DATA PROVIDED
** Start **

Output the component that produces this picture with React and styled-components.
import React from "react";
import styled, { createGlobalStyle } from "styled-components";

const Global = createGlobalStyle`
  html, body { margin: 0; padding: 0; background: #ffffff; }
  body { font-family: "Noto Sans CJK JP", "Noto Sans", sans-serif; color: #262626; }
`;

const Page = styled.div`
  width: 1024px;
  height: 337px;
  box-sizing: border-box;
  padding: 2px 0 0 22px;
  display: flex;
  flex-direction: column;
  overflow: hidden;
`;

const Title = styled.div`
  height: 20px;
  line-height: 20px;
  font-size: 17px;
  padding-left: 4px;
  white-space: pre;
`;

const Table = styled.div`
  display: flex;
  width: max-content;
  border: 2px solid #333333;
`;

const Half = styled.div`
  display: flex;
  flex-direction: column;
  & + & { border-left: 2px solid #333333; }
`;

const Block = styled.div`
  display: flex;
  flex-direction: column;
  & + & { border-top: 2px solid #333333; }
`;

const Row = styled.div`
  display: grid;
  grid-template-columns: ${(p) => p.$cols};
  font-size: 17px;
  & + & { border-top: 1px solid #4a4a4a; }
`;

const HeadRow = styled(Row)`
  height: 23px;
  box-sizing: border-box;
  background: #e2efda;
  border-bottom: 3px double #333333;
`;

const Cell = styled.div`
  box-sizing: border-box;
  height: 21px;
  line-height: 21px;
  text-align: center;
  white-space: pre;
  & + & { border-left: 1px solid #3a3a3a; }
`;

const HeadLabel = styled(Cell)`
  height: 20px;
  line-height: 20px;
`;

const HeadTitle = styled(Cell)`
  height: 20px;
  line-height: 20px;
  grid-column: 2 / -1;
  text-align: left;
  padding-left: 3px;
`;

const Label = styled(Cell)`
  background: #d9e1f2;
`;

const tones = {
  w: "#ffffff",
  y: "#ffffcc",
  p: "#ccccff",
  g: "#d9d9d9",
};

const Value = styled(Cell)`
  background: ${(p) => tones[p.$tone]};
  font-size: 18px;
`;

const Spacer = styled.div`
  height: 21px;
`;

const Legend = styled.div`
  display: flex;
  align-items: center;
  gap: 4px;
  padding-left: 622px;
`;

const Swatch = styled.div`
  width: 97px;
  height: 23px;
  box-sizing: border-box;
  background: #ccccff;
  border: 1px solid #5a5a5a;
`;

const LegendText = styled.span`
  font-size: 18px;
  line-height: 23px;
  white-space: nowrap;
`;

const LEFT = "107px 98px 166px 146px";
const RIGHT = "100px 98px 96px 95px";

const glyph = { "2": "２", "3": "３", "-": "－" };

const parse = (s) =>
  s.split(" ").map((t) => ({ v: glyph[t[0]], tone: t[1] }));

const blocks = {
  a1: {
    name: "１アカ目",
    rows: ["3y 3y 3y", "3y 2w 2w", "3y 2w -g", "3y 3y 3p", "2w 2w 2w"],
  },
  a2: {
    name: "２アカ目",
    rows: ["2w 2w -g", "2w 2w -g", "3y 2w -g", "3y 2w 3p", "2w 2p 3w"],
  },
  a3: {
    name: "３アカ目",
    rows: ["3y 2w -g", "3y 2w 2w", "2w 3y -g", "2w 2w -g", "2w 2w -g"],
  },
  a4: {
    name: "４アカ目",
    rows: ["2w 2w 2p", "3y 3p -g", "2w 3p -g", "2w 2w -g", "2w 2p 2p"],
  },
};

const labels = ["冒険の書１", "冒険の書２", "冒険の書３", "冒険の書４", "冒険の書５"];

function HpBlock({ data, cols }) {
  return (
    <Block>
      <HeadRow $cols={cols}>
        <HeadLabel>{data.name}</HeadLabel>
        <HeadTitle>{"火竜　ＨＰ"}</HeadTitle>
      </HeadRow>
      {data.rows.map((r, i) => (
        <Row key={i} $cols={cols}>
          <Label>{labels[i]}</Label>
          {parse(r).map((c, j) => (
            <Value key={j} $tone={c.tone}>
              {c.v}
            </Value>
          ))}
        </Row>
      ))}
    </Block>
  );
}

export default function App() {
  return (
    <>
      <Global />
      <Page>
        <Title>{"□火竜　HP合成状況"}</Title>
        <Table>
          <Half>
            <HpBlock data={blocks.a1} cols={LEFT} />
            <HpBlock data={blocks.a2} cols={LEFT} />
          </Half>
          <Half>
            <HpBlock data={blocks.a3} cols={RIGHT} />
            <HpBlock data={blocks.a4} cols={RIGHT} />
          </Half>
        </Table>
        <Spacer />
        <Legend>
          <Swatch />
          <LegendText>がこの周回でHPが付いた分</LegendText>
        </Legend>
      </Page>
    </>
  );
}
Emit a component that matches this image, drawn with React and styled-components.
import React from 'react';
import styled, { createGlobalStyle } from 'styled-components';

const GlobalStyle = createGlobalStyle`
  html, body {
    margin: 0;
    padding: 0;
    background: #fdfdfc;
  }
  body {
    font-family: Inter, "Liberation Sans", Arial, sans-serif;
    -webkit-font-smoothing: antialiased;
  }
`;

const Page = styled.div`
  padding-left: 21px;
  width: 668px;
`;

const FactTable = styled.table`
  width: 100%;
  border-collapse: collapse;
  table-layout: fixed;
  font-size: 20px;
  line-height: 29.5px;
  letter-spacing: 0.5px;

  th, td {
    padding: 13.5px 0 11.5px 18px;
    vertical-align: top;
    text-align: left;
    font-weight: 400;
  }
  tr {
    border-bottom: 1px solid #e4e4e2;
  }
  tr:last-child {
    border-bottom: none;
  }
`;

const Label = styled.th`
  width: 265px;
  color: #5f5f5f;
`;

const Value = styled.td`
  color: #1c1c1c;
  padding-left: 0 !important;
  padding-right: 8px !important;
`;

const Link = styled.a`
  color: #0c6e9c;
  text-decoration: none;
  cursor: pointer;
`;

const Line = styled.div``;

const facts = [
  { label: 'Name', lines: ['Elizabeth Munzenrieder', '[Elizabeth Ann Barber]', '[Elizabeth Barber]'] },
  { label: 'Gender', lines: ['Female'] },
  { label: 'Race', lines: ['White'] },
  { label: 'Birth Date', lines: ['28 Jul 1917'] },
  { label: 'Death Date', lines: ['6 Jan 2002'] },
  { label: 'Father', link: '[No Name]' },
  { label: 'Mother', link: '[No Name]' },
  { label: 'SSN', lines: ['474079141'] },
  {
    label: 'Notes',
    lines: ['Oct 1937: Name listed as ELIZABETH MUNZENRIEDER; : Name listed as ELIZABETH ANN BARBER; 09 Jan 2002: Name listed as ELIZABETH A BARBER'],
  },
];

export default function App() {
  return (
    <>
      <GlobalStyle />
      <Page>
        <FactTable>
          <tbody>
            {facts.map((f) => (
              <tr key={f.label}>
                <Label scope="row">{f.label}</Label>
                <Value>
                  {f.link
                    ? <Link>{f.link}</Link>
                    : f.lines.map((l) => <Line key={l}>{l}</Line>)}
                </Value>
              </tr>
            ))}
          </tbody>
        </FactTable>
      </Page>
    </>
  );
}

** End **

YOUR GOAL
Report how many lines above hold the string "that", giving nothing but the number.

CORRECT OUTPUT
2